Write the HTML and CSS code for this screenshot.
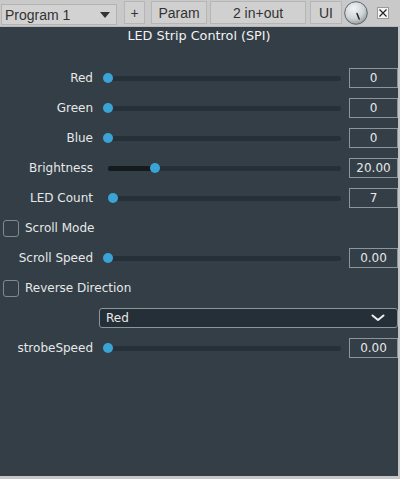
FILE: index.html
```html
<!DOCTYPE html>
<html>
<head>
<meta charset="utf-8">
<link rel="stylesheet" href="styles.css">
</head>
<body>
<div class="toolbar">
  <div class="select">
    <span>Program 1</span>
    <svg class="tri" width="10" height="6" viewBox="0 0 10 6"><path d="M0 0 L10 0 L5 6 Z" fill="#333"/></svg>
  </div>
  <div class="btn b-plus">+</div>
  <div class="btn b-param">Param</div>
  <div class="btn b-io">2 in+out</div>
  <div class="btn b-ui">UI</div>
  <svg class="knob" width="24" height="24" viewBox="0 0 24 24">
    <defs>
      <radialGradient id="kg" cx="40%" cy="30%" r="75%">
        <stop offset="0" stop-color="#f2f4f4"/>
        <stop offset="0.6" stop-color="#cfd4d6"/>
        <stop offset="1" stop-color="#8e969a"/>
      </radialGradient>
    </defs>
    <circle cx="12" cy="12" r="11.3" fill="url(#kg)" stroke="#5d6568" stroke-width="1"/>
    <path d="M13 12.5 L15.2 18" stroke="#222" stroke-width="1.5" stroke-linecap="round"/>
  </svg>
  <div class="close">
    <svg width="10" height="10" viewBox="0 0 10 10"><path d="M1.5 1.5 L8.5 8.5 M8.5 1.5 L1.5 8.5" stroke="#222" stroke-width="1.2"/></svg>
  </div>
</div>
<div class="panel">
  <div class="title">LED Strip Control (SPI)</div>
  <div class="rows">
    <div class="row">
      <div class="label">Red</div>
      <div class="slider"><div class="track"><div class="dot" style="left:0%"></div></div></div>
      <div class="value">0</div>
    </div>
    <div class="row">
      <div class="label">Green</div>
      <div class="slider"><div class="track"><div class="dot" style="left:0%"></div></div></div>
      <div class="value">0</div>
    </div>
    <div class="row">
      <div class="label">Blue</div>
      <div class="slider"><div class="track"><div class="dot" style="left:0%"></div></div></div>
      <div class="value">0</div>
    </div>
    <div class="row">
      <div class="label">Brightness</div>
      <div class="slider"><div class="track"><div class="fill" style="width:20%"></div><div class="dot" style="left:20%"></div></div></div>
      <div class="value">20.00</div>
    </div>
    <div class="row">
      <div class="label">LED Count</div>
      <div class="slider"><div class="track"><div class="dot" style="left:2.2%"></div></div></div>
      <div class="value">7</div>
    </div>
    <div class="row check-row">
      <div class="checkbox"></div>
      <div class="check-label">Scroll Mode</div>
    </div>
    <div class="row">
      <div class="label">Scroll Speed</div>
      <div class="slider"><div class="track"><div class="dot" style="left:0%"></div></div></div>
      <div class="value">0.00</div>
    </div>
    <div class="row check-row">
      <div class="checkbox"></div>
      <div class="check-label">Reverse Direction</div>
    </div>
    <div class="row combo-row">
      <div class="combo">
        <span>Red</span>
        <svg width="14" height="8" viewBox="0 0 14 8"><path d="M1.5 1.5 L7 6 L12.5 1.5" fill="none" stroke="#f0f0f0" stroke-width="2" stroke-linecap="round" stroke-linejoin="round"/></svg>
      </div>
    </div>
    <div class="row">
      <div class="label">strobeSpeed</div>
      <div class="slider"><div class="track"><div class="dot" style="left:0%"></div></div></div>
      <div class="value">0.00</div>
    </div>
  </div>
</div>
</body>
</html>
```
FILE: styles.css
```css
html, body {
  margin: 0;
  padding: 0;
}
body {
  width: 400px;
  height: 479px;
  background: #c4c6c7;
  overflow: hidden;
  font-family: "DejaVu Sans", sans-serif;
}
.toolbar {
  height: 27px;
  display: flex;
  align-items: flex-start;
  background: #c9c9c9;
  font-family: "Liberation Sans", Arial, sans-serif;
  font-size: 14px;
  color: #333;
  box-sizing: border-box;
  border-bottom: 1px solid #b8b8b8;
}
.select {
  margin-left: 1px;
  margin-top: 4px;
  width: 116px;
  height: 21px;
  box-sizing: border-box;
  border: 1px solid #b3b3b3;
  background: #d2d2d2;
  display: flex;
  align-items: center;
  justify-content: space-between;
  padding: 0 6px 0 3px;
}
.tri { margin-top: 1px; }
.btn {
  height: 23px;
  margin-top: 1px;
  box-sizing: border-box;
  border: 1px solid #b6b6b6;
  background: #d0d0d0;
  display: flex;
  align-items: center;
  justify-content: center;
}
.b-plus { margin-left: 7px; width: 21px; }
.b-param { margin-left: 6px; width: 56px; }
.b-io { margin-left: 3px; width: 96px; }
.b-ui { margin-left: 4px; width: 32px; }
.knob { margin-left: 2px; margin-top: 1px; }
.close {
  margin-left: 9px;
  margin-top: 7px;
  width: 12px;
  height: 12px;
  box-sizing: border-box;
  border: 1px solid #9a9a9a;
  background: #f4f4f4;
  display: flex;
  align-items: center;
  justify-content: center;
}
.panel {
  width: 398px;
  height: 449px;
  background: #333e46;
  color: #e6e8e9;
  font-size: 12px;
}
.title {
  height: 16px;
  line-height: 16px;
  text-align: center;
  padding-top: 1px;
  font-size: 12.8px;
  color: #f2f2f2;
}
.rows {
  padding-top: 19px;
  display: flex;
  flex-direction: column;
}
.row {
  height: 30px;
  display: flex;
  align-items: center;
}
.label {
  width: 93px;
  text-align: right;
  flex: none;
}
.slider {
  margin-left: 15px;
  width: 233px;
  flex: none;
}
.track {
  position: relative;
  height: 5px;
  border-radius: 2.5px;
  background: #263038;
}
.fill {
  position: absolute;
  left: 0;
  top: 0;
  bottom: 0;
  border-radius: 2.5px;
  background: #151a1d;
}
.dot {
  position: absolute;
  top: 50%;
  width: 10px;
  height: 10px;
  border-radius: 50%;
  background: #3ba4d6;
  transform: translate(-50%, -50%);
}
.value {
  margin-left: 8px;
  width: 49px;
  height: 20px;
  box-sizing: border-box;
  border: 1px solid #8b959b;
  display: flex;
  align-items: center;
  justify-content: center;
  flex: none;
}
.check-row {
  padding-left: 3px;
}
.checkbox {
  width: 16px;
  height: 17px;
  box-sizing: border-box;
  border: 1px solid #7f898e;
  border-radius: 3px;
}
.check-label {
  margin-left: 6px;
}
.combo-row {
  padding-left: 99px;
}
.combo {
  width: 299px;
  height: 20px;
  box-sizing: border-box;
  border: 1px solid #8b959b;
  border-radius: 3px;
  background: #252f37;
  display: flex;
  align-items: center;
  justify-content: space-between;
  padding: 0 12px 0 6px;
}
```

> Instructions for the task
Quote each line of the listing exactly, but leave the pictures out.

> Output below
Write the HTML and CSS code for this screenshot.
FILE: index.html
```html
<!DOCTYPE html>
<html>
<head>
<meta charset="utf-8">
<link rel="stylesheet" href="styles.css">
</head>
<body>
<div class="toolbar">
  <div class="select">
    <span>Program 1</span>
    <svg class="tri" width="10" height="6" viewBox="0 0 10 6"><path d="M0 0 L10 0 L5 6 Z" fill="#333"/></svg>
  </div>
  <div class="btn b-plus">+</div>
  <div class="btn b-param">Param</div>
  <div class="btn b-io">2 in+out</div>
  <div class="btn b-ui">UI</div>
  <svg class="knob" width="24" height="24" viewBox="0 0 24 24">
    <defs>
      <radialGradient id="kg" cx="40%" cy="30%" r="75%">
        <stop offset="0" stop-color="#f2f4f4"/>
        <stop offset="0.6" stop-color="#cfd4d6"/>
        <stop offset="1" stop-color="#8e969a"/>
      </radialGradient>
    </defs>
    <circle cx="12" cy="12" r="11.3" fill="url(#kg)" stroke="#5d6568" stroke-width="1"/>
    <path d="M13 12.5 L15.2 18" stroke="#222" stroke-width="1.5" stroke-linecap="round"/>
  </svg>
  <div class="close">
    <svg width="10" height="10" viewBox="0 0 10 10"><path d="M1.5 1.5 L8.5 8.5 M8.5 1.5 L1.5 8.5" stroke="#222" stroke-width="1.2"/></svg>
  </div>
</div>
<div class="panel">
  <div class="title">LED Strip Control (SPI)</div>
  <div class="rows">
    <div class="row">
      <div class="label">Red</div>
      <div class="slider"><div class="track"><div class="dot" style="left:0%"></div></div></div>
      <div class="value">0</div>
    </div>
    <div class="row">
      <div class="label">Green</div>
      <div class="slider"><div class="track"><div class="dot" style="left:0%"></div></div></div>
      <div class="value">0</div>
    </div>
    <div class="row">
      <div class="label">Blue</div>
      <div class="slider"><div class="track"><div class="dot" style="left:0%"></div></div></div>
      <div class="value">0</div>
    </div>
    <div class="row">
      <div class="label">Brightness</div>
      <div class="slider"><div class="track"><div class="fill" style="width:20%"></div><div class="dot" style="left:20%"></div></div></div>
      <div class="value">20.00</div>
    </div>
    <div class="row">
      <div class="label">LED Count</div>
      <div class="slider"><div class="track"><div class="dot" style="left:2.2%"></div></div></div>
      <div class="value">7</div>
    </div>
    <div class="row check-row">
      <div class="checkbox"></div>
      <div class="check-label">Scroll Mode</div>
    </div>
    <div class="row">
      <div class="label">Scroll Speed</div>
      <div class="slider"><div class="track"><div class="dot" style="left:0%"></div></div></div>
      <div class="value">0.00</div>
    </div>
    <div class="row check-row">
      <div class="checkbox"></div>
      <div class="check-label">Reverse Direction</div>
    </div>
    <div class="row combo-row">
      <div class="combo">
        <span>Red</span>
        <svg width="14" height="8" viewBox="0 0 14 8"><path d="M1.5 1.5 L7 6 L12.5 1.5" fill="none" stroke="#f0f0f0" stroke-width="2" stroke-linecap="round" stroke-linejoin="round"/></svg>
      </div>
    </div>
    <div class="row">
      <div class="label">strobeSpeed</div>
      <div class="slider"><div class="track"><div class="dot" style="left:0%"></div></div></div>
      <div class="value">0.00</div>
    </div>
  </div>
</div>
</body>
</html>
```
FILE: styles.css
```css
html, body {
  margin: 0;
  padding: 0;
}
body {
  width: 400px;
  height: 479px;
  background: #c4c6c7;
  overflow: hidden;
  font-family: "DejaVu Sans", sans-serif;
}
.toolbar {
  height: 27px;
  display: flex;
  align-items: flex-start;
  background: #c9c9c9;
  font-family: "Liberation Sans", Arial, sans-serif;
  font-size: 14px;
  color: #333;
  box-sizing: border-box;
  border-bottom: 1px solid #b8b8b8;
}
.select {
  margin-left: 1px;
  margin-top: 4px;
  width: 116px;
  height: 21px;
  box-sizing: border-box;
  border: 1px solid #b3b3b3;
  background: #d2d2d2;
  display: flex;
  align-items: center;
  justify-content: space-between;
  padding: 0 6px 0 3px;
}
.tri { margin-top: 1px; }
.btn {
  height: 23px;
  margin-top: 1px;
  box-sizing: border-box;
  border: 1px solid #b6b6b6;
  background: #d0d0d0;
  display: flex;
  align-items: center;
  justify-content: center;
}
.b-plus { margin-left: 7px; width: 21px; }
.b-param { margin-left: 6px; width: 56px; }
.b-io { margin-left: 3px; width: 96px; }
.b-ui { margin-left: 4px; width: 32px; }
.knob { margin-left: 2px; margin-top: 1px; }
.close {
  margin-left: 9px;
  margin-top: 7px;
  width: 12px;
  height: 12px;
  box-sizing: border-box;
  border: 1px solid #9a9a9a;
  background: #f4f4f4;
  display: flex;
  align-items: center;
  justify-content: center;
}
.panel {
  width: 398px;
  height: 449px;
  background: #333e46;
  color: #e6e8e9;
  font-size: 12px;
}
.title {
  height: 16px;
  line-height: 16px;
  text-align: center;
  padding-top: 1px;
  font-size: 12.8px;
  color: #f2f2f2;
}
.rows {
  padding-top: 19px;
  display: flex;
  flex-direction: column;
}
.row {
  height: 30px;
  display: flex;
  align-items: center;
}
.label {
  width: 93px;
  text-align: right;
  flex: none;
}
.slider {
  margin-left: 15px;
  width: 233px;
  flex: none;
}
.track {
  position: relative;
  height: 5px;
  border-radius: 2.5px;
  background: #263038;
}
.fill {
  position: absolute;
  left: 0;
  top: 0;
  bottom: 0;
  border-radius: 2.5px;
  background: #151a1d;
}
.dot {
  position: absolute;
  top: 50%;
  width: 10px;
  height: 10px;
  border-radius: 50%;
  background: #3ba4d6;
  transform: translate(-50%, -50%);
}
.value {
  margin-left: 8px;
  width: 49px;
  height: 20px;
  box-sizing: border-box;
  border: 1px solid #8b959b;
  display: flex;
  align-items: center;
  justify-content: center;
  flex: none;
}
.check-row {
  padding-left: 3px;
}
.checkbox {
  width: 16px;
  height: 17px;
  box-sizing: border-box;
  border: 1px solid #7f898e;
  border-radius: 3px;
}
.check-label {
  margin-left: 6px;
}
.combo-row {
  padding-left: 99px;
}
.combo {
  width: 299px;
  height: 20px;
  box-sizing: border-box;
  border: 1px solid #8b959b;
  border-radius: 3px;
  background: #252f37;
  display: flex;
  align-items: center;
  justify-content: space-between;
  padding: 0 12px 0 6px;
}
```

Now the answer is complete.